Movie Review: Bel Ami
Rating: R (nudity, brief language, strong sexuality)
Length: 102 minutes
Release Date: February 23, 2012
Directed by: Declan Donnellan and Nick Ormerod
Stars: 2 out of 5
In "Bel Ami," Robert Pattinson stars as Frenchman Georges Duroy, a former soldier who is all too aware of how low he is on the Paris social ladder. He has always yearned for something more, to be a part of the upper class. After fighting in Algeria, he returns to France determined to make this dream happen at any cost.
Georges develops a ruthless demeanor and begins to seduce a trio of women, each for a different reason. One of his conquests is Madeleine Forestier (Uma Thurman), who happens to be the wife of his boss. He gets a job at the La Vie Francaise newspaper because he knows Madeleine's husband, Charles (Philip Glenister), who happens to be the political editor. He first meets Madeleine through Charles and immediately sees a chance for advancement through her.
It turns out that Madeleine is quite the powerful writer. She has great insight and opinions about politics, but she is not free to express herself. The year is 1890, and women were not allowed to be writers. She and Georges begin a torrid affair that is mutually beneficial. She writes her articles and he turns them in with his name instead of hers, ensuring they will be published. She gets her word and political agenda published and he gets the recognition he so desperately wants.
In the meantime, Georges starts seducing the wife of the newspaper owner, Virginie Walters (Kristen Scott Thomas). At first, Virginie resists the advances of the caddish Georges, who won't take no for an answer. He believes Madeleine when she says that the most important people in Paris are the wives of the important men. Mr. Walters is the publisher of the newspaper, which makes him important and puts Virginie in Georges' crosshairs.
At some point, Virginie gives in to the seduction because she realizes that many other upper class Parisian women take lovers behind their husbands' backs. In fact, if the lover is younger and as good looking as Georges, it gives them something of a higher status among the wives. Like Georges, Virginie feels that societal rank is very important so she willingly begins the affair.
Finally, Georges sets his sights on the youngest of the three, Clotilde de Marelle (Christina Ricci). Clotilde is an innocent woman with an absentee husband who is very rich. Georges knows if he can seduce her, she will shower him with gifts and money. She barely tries to resist his advances and they soon begin an affair in a small flat that Clotilde pays for. This hideout makes it even easier for them to see each other.
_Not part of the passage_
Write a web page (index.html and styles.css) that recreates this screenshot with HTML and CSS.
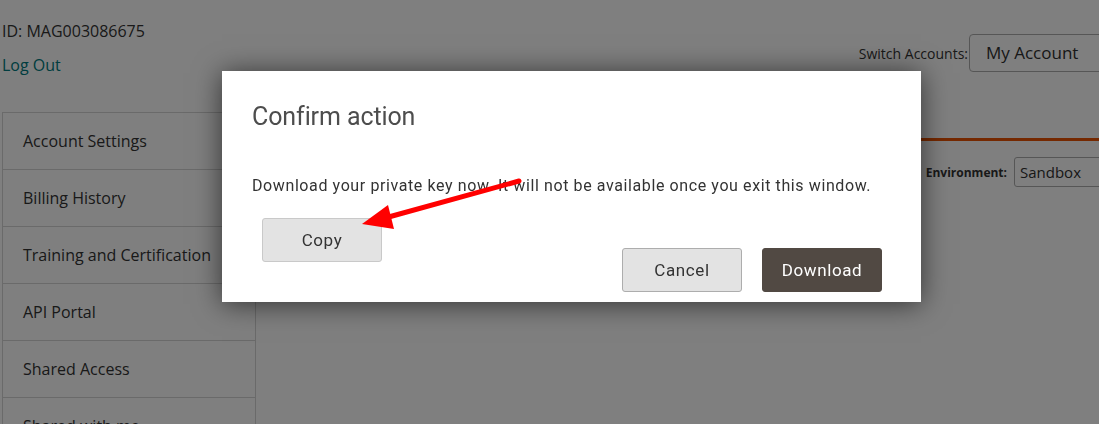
FILE: index.html
```html
<!DOCTYPE html>
<html>
<head>
<meta charset="utf-8">
<link rel="stylesheet" href="styles.css">
</head>
<body>
<div class="page">
  <header class="header">
    <div class="account">
      <div class="account-id">ID: MAG003086675</div>
      <a class="logout" href="#">Log Out</a>
    </div>
    <div class="switch">
      <span class="switch-label">Switch Accounts:</span>
      <div class="select select-account">My Account</div>
    </div>
  </header>
  <div class="main">
    <nav class="sidebar">
      <div class="nav-item">Account Settings</div>
      <div class="nav-item">Billing History</div>
      <div class="nav-item">Training and Certification</div>
      <div class="nav-item">API Portal</div>
      <div class="nav-item">Shared Access</div>
      <div class="nav-item">Shared with me</div>
    </nav>
    <section class="content">
      <div class="tabs"></div>
      <div class="env-row">
        <span class="env-label">Environment:</span>
        <div class="select select-env">Sandbox</div>
      </div>
    </section>
  </div>
</div>

<div class="overlay"></div>

<div class="modal">
  <h1 class="modal-title">Confirm action</h1>
  <p class="modal-text">Download your private key now. It will not be available once you exit this window.</p>
  <div class="modal-actions">
    <button class="btn btn-light btn-copy">Copy</button>
    <div class="modal-footer">
      <button class="btn btn-light">Cancel</button>
      <button class="btn btn-dark">Download</button>
    </div>
  </div>
</div>

<svg class="arrow" width="1099" height="424" viewBox="0 0 1099 424">
  <line x1="519" y1="181" x2="385" y2="218" stroke="#ff0000" stroke-width="5" stroke-linecap="round"/>
  <polygon points="362,224 388,205 394,229" fill="#ff0000"/>
</svg>
</body>
</html>
```

FILE: styles.css
```css
* { box-sizing: border-box; }

html, body {
  margin: 0;
  padding: 0;
  width: 1099px;
  height: 424px;
  overflow: hidden;
  background: #ffffff;
  font-family: "Open Sans", "Liberation Sans", sans-serif;
  color: #333333;
}

.page {
  position: relative;
  width: 1099px;
  height: 424px;
}

.header {
  display: flex;
  justify-content: space-between;
  align-items: flex-start;
  height: 112px;
}

.account {
  padding: 20px 0 0 2px;
}

.account-id {
  font-size: 16px;
  line-height: 22px;
  color: #333333;
}

.logout {
  display: block;
  margin-top: 12px;
  font-size: 16px;
  line-height: 22px;
  color: #007b80;
  text-decoration: none;
}

.switch {
  display: flex;
  align-items: center;
  margin-top: 34px;
  margin-right: -11px;
}

.switch-label {
  font-size: 14px;
  color: #333333;
  margin-right: 1px;
}

.select {
  border: 1px solid #adadad;
  border-radius: 4px;
  background: #ffffff;
  color: #303030;
}

.select-account {
  width: 141px;
  height: 38px;
  padding: 0 16px;
  font-size: 17px;
  line-height: 36px;
}

.main {
  display: flex;
  height: 312px;
}

.sidebar {
  width: 254px;
  margin-left: 2px;
  border-left: 1px solid #d4d4d4;
  border-right: 1px solid #d4d4d4;
  border-top: 1px solid #d4d4d4;
}

.nav-item {
  height: 57px;
  padding-left: 20px;
  font-size: 16px;
  line-height: 56px;
  border-bottom: 1px solid #d4d4d4;
  color: #333333;
  white-space: nowrap;
}

.content {
  flex: 1;
}

.tabs {
  height: 29px;
  border-bottom: 3px solid #eb5202;
}

.env-row {
  display: flex;
  justify-content: flex-end;
  align-items: center;
  margin-top: 16px;
  margin-right: -13px;
}

.env-label {
  font-size: 12px;
  font-weight: 700;
  color: #333333;
  margin-right: 7px;
}

.select-env {
  width: 98px;
  height: 30px;
  padding: 0 5px;
  font-size: 15px;
  line-height: 28px;
  border-radius: 3px;
}

.overlay {
  position: fixed;
  inset: 0;
  background: rgba(0, 0, 0, 0.5);
}

.modal {
  position: absolute;
  left: 222px;
  top: 71px;
  width: 699px;
  height: 231px;
  background: #ffffff;
  box-shadow: 0 2px 26px rgba(0, 0, 0, 0.6);
  padding: 30px 39px 0 30px;
  font-family: Roboto, "Liberation Sans", sans-serif;
}

.modal-title {
  margin: 0;
  font-size: 25px;
  font-weight: 400;
  line-height: 32px;
  color: #4d4d4d;
  letter-spacing: -0.1px;
}

.modal-text {
  margin: 42px 0 0 0;
  font-size: 16px;
  line-height: 22px;
  color: #333333;
  letter-spacing: 0.6px;
}

.modal-actions {
  display: flex;
  justify-content: space-between;
  align-items: flex-start;
  margin-top: 21px;
}

.btn {
  width: 120px;
  height: 44px;
  border-radius: 3px;
  font-family: Roboto, "Liberation Sans", sans-serif;
  font-size: 17px;
  letter-spacing: 0.6px;
  padding: 0;
  cursor: pointer;
}

.btn-light {
  background: #e3e3e3;
  border: 1px solid #adadad;
  color: #333333;
}

.btn-copy {
  margin-left: 10px;
  border-color: #c9c9c9;
}

.modal-footer {
  display: flex;
  gap: 20px;
  margin-top: 30px;
}

.btn-dark {
  background: #514943;
  border: 1px solid #514943;
  color: #ffffff;
}

.arrow {
  position: absolute;
  left: 0;
  top: 0;
  pointer-events: none;
}
```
The fact that the film involves multiple seductions and is set in the 1800s means that "Bel Ami" will likely be compared to "Dangerous Liaisons." There are definitely some similarities between the two, but also some glaring differences. For example, Georges shows zero remorse for his actions, whereas in "Dangerous Liaisons" John Malkovich seems sorry for the damage he has done. Instead, Georges is ruthless and will stop at nothing to accomplish his goal of seducing his way to the top. He knows that beyond his skills in the army, he has little else to get ahead in life except his pretty face and wily charms.
Robert Pattinson takes a big risk in this role, because it is a major departure from "Twilight," the movie that made him famous. Uma Thurman is probably the best thing about the film. Her character is one that the audience longs to see more of because her intelligence and determination are so rare for a female in a period piece.
First-time screenwriter Rachel Bennette adapted the story from the Guy de Maupassant novel, published in 1885. The two directors are also first-time directors, meaning that both the writing and direction were from freshman filmmakers. Such an ambitious and complicated tale of seduction and betrayal could have easily been botched by first-timers.
Though "Bel Ami" can be a bit uneven in some spots, overall it is a good adaptation of de Maupassant. The entire film is well paced, and when Georges' machinations begin to unravel in the third act, it really takes off into high gear. The audience will appreciate the suspense as they wait to see if Georges gets away with his bad behavior or gets his delicious comeuppance.